Angst en afschuw bevingen haar. Zoo snel hare waggelende beenen haar dragen konden, vloog zij naar den trap. Met sidderende hand sloot zij de deur achter zich dicht, dan ijlde zij verder door den molen en, het woonvertrek naar haar slaapkamer, waar zij, eene onmacht nabij, op den eersten stoel neerzonk.
Het akelige beeld zweefde haar nog altijd voor de oogen, duidelijk zag zij elken trek in het verwrongen gezicht. Het duurde lang eer de storm in haar binnenste zoover bedaard was, dat zij over de gedane ontdekkingen kon nadenken.
Wie was de moordenaar?
Deze vraag drong zich het eerste aan haar op; zij waagde het niet er een antwoord op te zoeken.
De roode Hans had het vuur niet aangelegd..... of had hem op het oogenblik zijner misdadige handeling de hand Gods geraakt?

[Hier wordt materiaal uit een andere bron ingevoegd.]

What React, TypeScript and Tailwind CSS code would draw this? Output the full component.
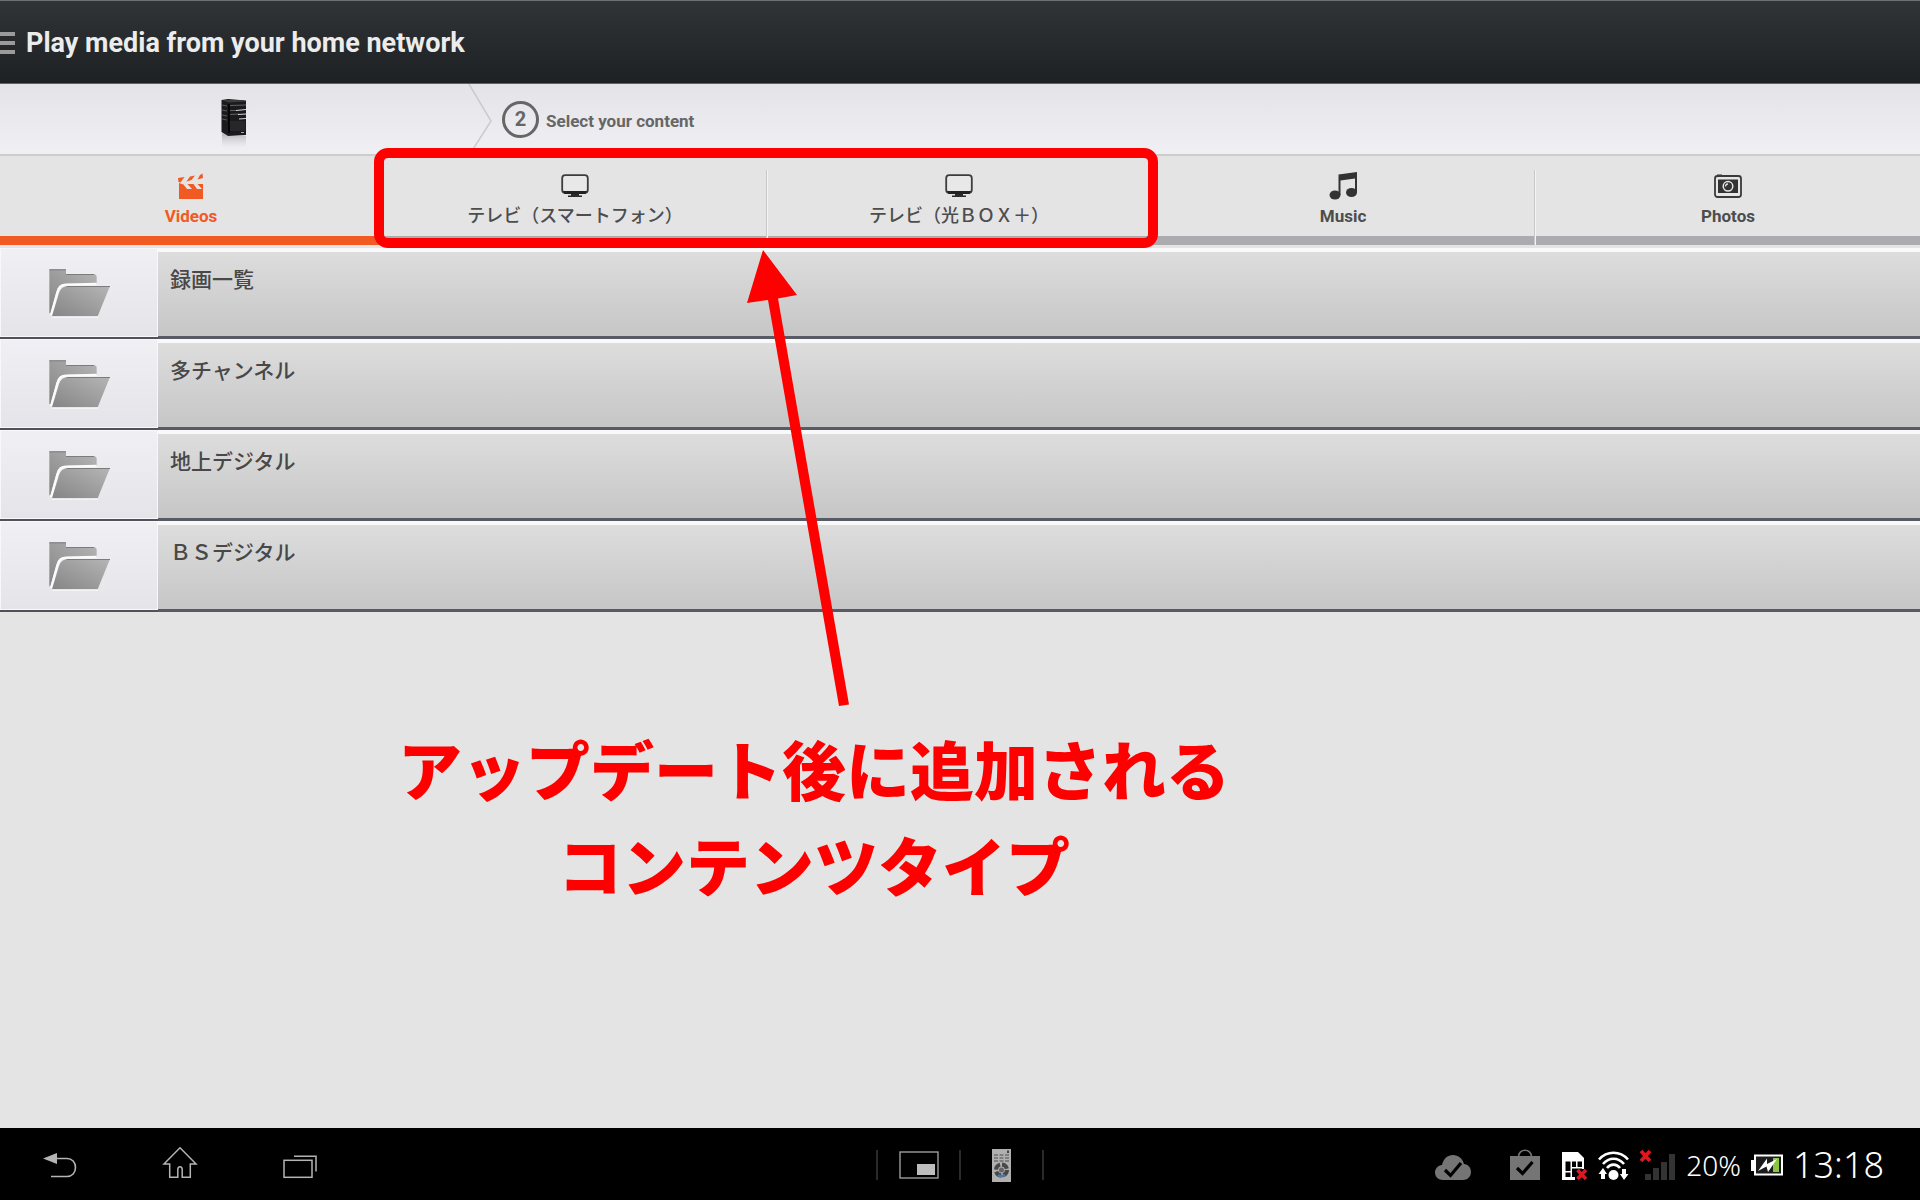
import React, { useState } from "react";

const contentTabs = [
  { id: "videos", label: "Videos", icon: <VideosIcon />, latin: true },
  { id: "tv-phone", label: "テレビ（スマートフォン）", icon: <TvIcon />, latin: false },
  { id: "tv-box", label: "テレビ（光ＢＯＸ＋）", icon: <TvIcon />, latin: false },
  { id: "music", label: "Music", icon: <MusicIcon />, latin: true },
  { id: "photos", label: "Photos", icon: <PhotosIcon />, latin: true },
];

const folders = ["録画一覧", "多チャンネル", "地上デジタル", "ＢＳデジタル"];

const App: React.FC = () => {
  return (
    <div className="relative flex min-h-screen flex-col bg-[#e4e4e4] font-['Roboto','Noto_Sans_CJK_JP',sans-serif]">
      <Header />
      <Steps />
      <ContentTabs />
      <FolderList />
      <SystemBar />
      <Callout />
    </div>
  );
};
export default App;

const Header: React.FC = () => {
  return (
    <header className="flex h-[84px] items-center gap-[11px] border-t border-b border-t-[#6b7072] border-b-[#5d6163] bg-linear-to-b from-[#303437] to-[#1d2123] pt-[2px]">
      <button aria-label="Menu" className="flex w-[15px] flex-col gap-[5px]">
        <span className="h-1 bg-[#9b9b9b]" />
        <span className="h-1 bg-[#9b9b9b]" />
        <span className="h-1 bg-[#9b9b9b]" />
      </button>
      <h1 className="text-[27px] leading-8 font-bold text-[#ececec]">
        Play media from your home network
      </h1>
    </header>
  );
};

const Steps: React.FC = () => {
  return (
    <div className="flex h-[72px] items-stretch border-b-2 border-[#cdcdd0] bg-linear-to-b from-[#e3e3e8] to-[#f0f0f4]">
      <button aria-label="Media server" className="flex w-[468px] items-center justify-center pt-[10px]">
        <ServerIcon />
      </button>
      <svg className="h-full w-[26px]" viewBox="0 0 26 70" fill="none">
        <path d="M1 0L23 37L2 70" stroke="#cbcbcf" strokeWidth="1.5" />
      </svg>
      <div className="flex items-center gap-[7px] pl-2 text-[#666]">
        <span className="flex h-[37px] w-[37px] items-center justify-center rounded-full border-[3px] border-[#666] text-xl font-bold">
          2
        </span>
        <span className="pt-[3px] text-[17px] leading-6 font-bold">Select your content</span>
      </div>
    </div>
  );
};

const ContentTabs: React.FC = () => {
  const [active, setActive] = useState<string>("videos");
  return (
    <nav className="grid grid-cols-5 pb-[3px]">
      {contentTabs.map((tab, i) => (
        <div key={tab.id} className="flex">
          <button
            onClick={() => setActive(tab.id)}
            className={`flex flex-1 flex-col items-center border-b-[9px] pt-4 pb-2 ${
              active === tab.id
                ? "border-[#f15a22] text-[#f15a22]"
                : "border-[#acacb0] text-[#4d4d4d]"
            }`}
          >
            <span className="flex h-7 items-center">{tab.icon}</span>
            <span
              className={`mt-1 leading-6 ${
                tab.latin ? "text-[17px] font-bold" : "text-lg leading-6 font-medium"
              }`}
            >
              {tab.label}
            </span>
          </button>
          {i < contentTabs.length - 1 && (
            <span className="mt-[14px] w-[2px] border-l border-[#c8c8c8] bg-[#f4f4f4]" />
          )}
        </div>
      ))}
    </nav>
  );
};

const FolderList: React.FC = () => {
  return (
    <main className="flex-1">
      <ul>
        {folders.map((name) => (
          <li key={name}>
            <button className="flex h-[91px] w-full text-left">
              <span className="h-full w-[158px] border-b-2 border-[#50525b] bg-[#f7f7fa]">
                <span className="flex h-full w-full items-center justify-center border border-[#f8f8fb] bg-linear-to-b from-[#f0f0f4] to-[#e4e4e9] pl-[2px]">
                  <FolderIcon />
                </span>
              </span>
              <span className="h-full flex-1 border-t-4 border-b-[3px] border-t-[#f9f9f9] border-b-[#585b66] bg-linear-to-b from-[#dddddd] to-[#c6c6c6] px-3 pt-3 text-[21px] leading-8 font-medium text-[#484848]">
                {name}
              </span>
            </button>
          </li>
        ))}
      </ul>
    </main>
  );
};

const SystemBar: React.FC = () => {
  return (
    <footer className="grid h-[72px] grid-cols-[1fr_auto_1fr] items-center bg-black pt-[2px] font-['Noto_Sans',sans-serif] text-white">
      <div className="flex">
        <button aria-label="Back" className="flex w-[120px] justify-center">
          <svg width="36" height="36" viewBox="0 0 36 36" fill="none">
            <path d="M14 11.5H25C30 11.5 33.5 15 33.5 20.5S30 29.5 25 29.5H9" stroke="#b4b4b4" strokeWidth="1.6" />
            <path d="M1 11.5L15 6V17Z" fill="#b4b4b4" />
          </svg>
        </button>
        <button aria-label="Home" className="flex w-[120px] justify-center">
          <svg width="36" height="36" viewBox="0 0 36 36" fill="none">
            <path
              d="M18 0.8L34 17H28.3V30.3H20.2V22.5C20.2 18.8 15.8 18.8 15.8 22.5V30.3H7.7V17H2Z"
              stroke="#b4b4b4"
              strokeWidth="1.5"
            />
          </svg>
        </button>
        <button aria-label="Recent apps" className="flex w-[120px] justify-center">
          <svg width="36" height="36" viewBox="0 0 36 36" fill="none" stroke="#b4b4b4" strokeWidth="1.5">
            <rect x="2" y="13.3" width="28" height="17" />
            <path d="M12 9.2H34V24.5" />
          </svg>
        </button>
      </div>

      <div className="flex items-center">
        <span className="h-[30px] w-[2px] bg-[#2a2a2a]" />
        <button aria-label="Small apps" className="flex w-[81px] justify-center">
          <svg width="40" height="28" viewBox="0 0 40 28">
            <rect x="1" y="1" width="38" height="26" fill="none" stroke="#a8a8a8" strokeWidth="1.3" />
            <rect x="18" y="13" width="18" height="11" fill="#bdbdbd" />
          </svg>
        </button>
        <span className="h-[30px] w-[2px] bg-[#2a2a2a]" />
        <button aria-label="Remote" className="flex w-[81px] justify-center">
          <RemoteIcon />
        </button>
        <span className="h-[30px] w-[2px] bg-[#2a2a2a]" />
      </div>

      <div className="flex items-center justify-end gap-[10px] pr-9">
        <div className="mr-3 flex items-center gap-[39px]">
          <svg width="36" height="32" viewBox="0 0 36 32">
            <path
              d="M8 31C3.5 31 0 28 0 23.5C0 19.5 3 16.5 7 16C8.5 9.5 12.5 6 18 6C23.5 6 27.5 9.5 29 15C33 15.5 36 18.5 36 23C36 27.5 32.5 31 28 31Z"
              fill="#757575"
            />
            <path d="M10 21L15.5 26.5L26 14" fill="none" stroke="#000" strokeWidth="3.2" />
          </svg>
          <svg width="30" height="32" viewBox="0 0 30 32">
            <path d="M8.5 8C8.5 -1 21.5 -1 21.5 8" fill="none" stroke="#757575" strokeWidth="1.6" />
            <rect y="7" width="30" height="24" fill="#757575" />
            <path d="M7 19L12.5 24.5L22.5 13" fill="none" stroke="#000" strokeWidth="3.2" />
          </svg>
        </div>
        <svg width="26" height="32" viewBox="0 0 26 32">
          <path d="M0 3H16L22 9V31H0Z" fill="#fff" />
          <path
            d="M3.5 12.5H8.5V22H3.5ZM10 12.5H14V18H10ZM15.5 12.5H20V18H15.5ZM10 19.5H20V28H10ZM3.5 23.5H8.5V28H3.5Z"
            fill="#000"
          />
          <path d="M13 20H23V31H13Z" fill="#000" />
          <path d="M15.5 21L24 30M24 21L15.5 30" stroke="#e3171b" strokeWidth="3.6" />
        </svg>
        <svg width="31" height="32" viewBox="0 0 31 32">
          <g fill="none" stroke="#fff" strokeWidth="2.6">
            <path d="M1 10.5C9 1.5 22 1.5 30 10.5" />
            <path d="M5 15C11 8 20 8 26 15" />
            <path d="M9 19C12.5 14.5 18.5 14.5 22 19" />
          </g>
          <circle cx="15.5" cy="26" r="5" fill="#fff" />
          <path d="M5 19L9 25H7V30H3V25H0.5ZM26 31L22 25H24V20H28V25H30.5Z" fill="#fff" />
        </svg>
        <svg width="37" height="32" viewBox="0 0 37 32">
          <path d="M2 2L11 12M11 2L2 12" stroke="#e3171b" strokeWidth="3.6" />
          <path d="M6 25H12V31H6ZM14 19H20V31H14ZM22 13H28V31H22ZM30 5H36V31H30Z" fill="#333" />
        </svg>
        <span className="text-[28px] leading-9 font-light">20%</span>
        <svg width="32" height="22" viewBox="0 0 32 22">
          <rect x="4" y="1.5" width="27" height="19" fill="#1c1c1c" stroke="#fff" strokeWidth="2" />
          <rect y="6" width="4" height="11" fill="#fff" />
          <rect x="22" y="4" width="6" height="14" fill="#8cc63f" />
          <path d="M7 17L16 4.5V10L26 5L17 18L15.5 12.5Z" fill="#fff" />
        </svg>
        <time className="text-4xl font-light">13:18</time>
      </div>
    </footer>
  );
};

// red marker drawn over the two TV tabs
const Callout: React.FC = () => {
  return (
    <div className="pointer-events-none absolute inset-0 text-[#ff0000]">
      <div className="absolute top-[148px] left-[374px] h-[100px] w-[784px] rounded-[14px] border-[10px] border-current" />
      <svg className="absolute top-[250px] left-[746px] h-[458px] w-[104px]" viewBox="0 0 104 458">
        <path d="M17 0L51 45L32 48.5L103 454.5L93 456L22 50L1 53Z" fill="currentColor" />
      </svg>
      <p className="absolute top-[726px] left-[398px] text-center text-[64px] leading-24 font-black whitespace-nowrap">
        アップデート後に追加される
        <br />
        コンテンツタイプ
      </p>
    </div>
  );
};

function ServerIcon() {
  return (
    <svg width="26" height="50" viewBox="0 0 26 50">
      <defs>
        <linearGradient id="reflection" x1="0" y1="0" x2="0" y2="1">
          <stop offset="0" stopColor="#8c8c90" stopOpacity="0.6" />
          <stop offset="1" stopColor="#c8c8cc" stopOpacity="0" />
        </linearGradient>
      </defs>
      <path d="M1 34L7 37H25V49H1Z" fill="url(#reflection)" />
      <path d="M0.5 1L7 0L25 1.5V36L7 37L0.5 33Z" fill="#1b1b1d" />
      <path d="M0.5 1L20 1L25 2.5L8 3.5Z" fill="#3a3b3e" />
      <path d="M8 5V34" stroke="#000" strokeWidth="1.5" />
      <path d="M1 6L6 7M1 11L6 12M1 16L6 17M1 20L6 21" stroke="#6a6b70" strokeWidth="0.8" />
      <path d="M9 6.5L25 6M9 11.5H16M9 15.5L18 15" stroke="#6a6b6f" strokeWidth="0.9" />
      <path d="M15 11.5L25 10.5M18 20L25 19.5M17 15.5L25 15" stroke="#d5d5d8" strokeWidth="1" />
      <path d="M9 22H24V32H9Z" fill="#26272a" />
      <path d="M20 33.5H23" stroke="#ccc" strokeWidth="0.8" />
    </svg>
  );
}

function VideosIcon() {
  return (
    <svg width="26" height="27" viewBox="0 0 26 27" fill="#f15a22">
      <path d="M1 26V10L5.5 11.5L9 16H14L9.5 11H15.5L19 16H24L19.5 11H25V26Z" />
      <path d="M0 5L6.5 4L2.5 9.5L0.5 9ZM12 3.5L17 2.5L13.5 7L8.5 8.5ZM22 2L24.5 0.5L25 5L19.5 6.5Z" />
    </svg>
  );
}

function TvIcon() {
  return (
    <svg width="28" height="24" viewBox="0 0 28 24">
      <rect x="1.2" y="1.2" width="25.6" height="17.6" rx="3" fill="#e8e8e8" stroke="#3d3d3d" strokeWidth="1.8" />
      <path d="M2 17H26L24.5 20H3.5Z" fill="#222" />
      <path d="M10 20H18V21.5H21V23H7V21.5H10Z" fill="#2b2b2b" />
    </svg>
  );
}

function MusicIcon() {
  return (
    <svg width="28" height="28" viewBox="0 0 28 28" fill="#333">
      <path d="M9.5 2.5L28 0V20.5H26V6.5L11.5 8.5V23H9.5Z" />
      <ellipse cx="6" cy="23" rx="5.5" ry="4.5" />
      <ellipse cx="22.5" cy="20.5" rx="5.5" ry="4.5" />
    </svg>
  );
}

function PhotosIcon() {
  return (
    <svg width="28" height="24" viewBox="0 0 28 24">
      <path d="M3 2.5V0.5H8V2.5Z" fill="#333" />
      <rect x="1" y="2" width="26" height="21" rx="2.5" fill="#e6e6e6" stroke="#3a3a3a" strokeWidth="1.8" />
      <rect x="4" y="5.5" width="20" height="13.5" fill="#333" />
      <circle cx="14" cy="12.3" r="4.8" fill="#333" stroke="#e6e6e6" strokeWidth="1.5" />
      <path d="M11.5 12.5C11.5 11 12.5 10 14 9.8" fill="none" stroke="#e6e6e6" strokeWidth="1.2" />
    </svg>
  );
}

function FolderIcon() {
  return (
    <svg width="62" height="50" viewBox="147 113 186 150">
      <defs>
        <linearGradient id="folder" x1="0" y1="1" x2="1" y2="0">
          <stop offset="0" stopColor="#858585" />
          <stop offset="1" stopColor="#b5b5b5" />
        </linearGradient>
      </defs>
      <path
        d="M148 117H198V131H280Q290 131 290 140V160H195Q175 160 169 185L152 249H148Z"
        fill="url(#folder)"
      />
      <path d="M148 118.5H198M198 132.5H282" stroke="#7c7c7c" strokeWidth="3" />
      <path
        d="M153 254L173 184Q178 163 200 163L290 161"
        fill="none"
        stroke="#fbfbfb"
        strokeWidth="7"
      />
      <path d="M205 167H330L293 258H156L177 188Q184 167 205 167Z" fill="url(#folder)" />
      <path d="M200 168.5H330" stroke="#7c7c7c" strokeWidth="3" />
      <path d="M156 260H294" stroke="#fff" strokeWidth="3" />
    </svg>
  );
}

function RemoteIcon() {
  return (
    <svg width="19" height="33" viewBox="0 0 19 33">
      <rect width="19" height="33" fill="#b0b0b0" />
      <rect x="15" y="1.5" width="2" height="2.5" fill="#444" />
      <path
        d="M2 6H6M7.5 6H11.5M13 6H17M2 9H6M7.5 9H11.5M13 9H17M2 12H6M7.5 12H11.5M13 12H17"
        stroke="#4d4d4d"
        strokeWidth="1.2"
      />
      <circle cx="9.5" cy="21" r="5.5" fill="none" stroke="#484848" strokeWidth="4" strokeDasharray="6.6 2" />
      <path d="M6 26Q9.5 28.5 13 26" fill="none" stroke="#4a78a8" strokeWidth="2.5" />
      <circle cx="9.5" cy="21" r="2.5" fill="#666" />
    </svg>
  );
}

Had een beroerte een einde aan zijn leven gemaakt op het oogenblik, dat hij het tooneel zijner misdaad verlaten wilde?
Dora koesterde te vurig den wensch dit te mogen gelooven, dan dat zij zich niet uit alle macht aan dezen zwakken strooihalm zou vastgeklampt hebben.
Ja, mogelijk was het; wie kan de raadsbesluiten der Voorzienigheid naspeuren?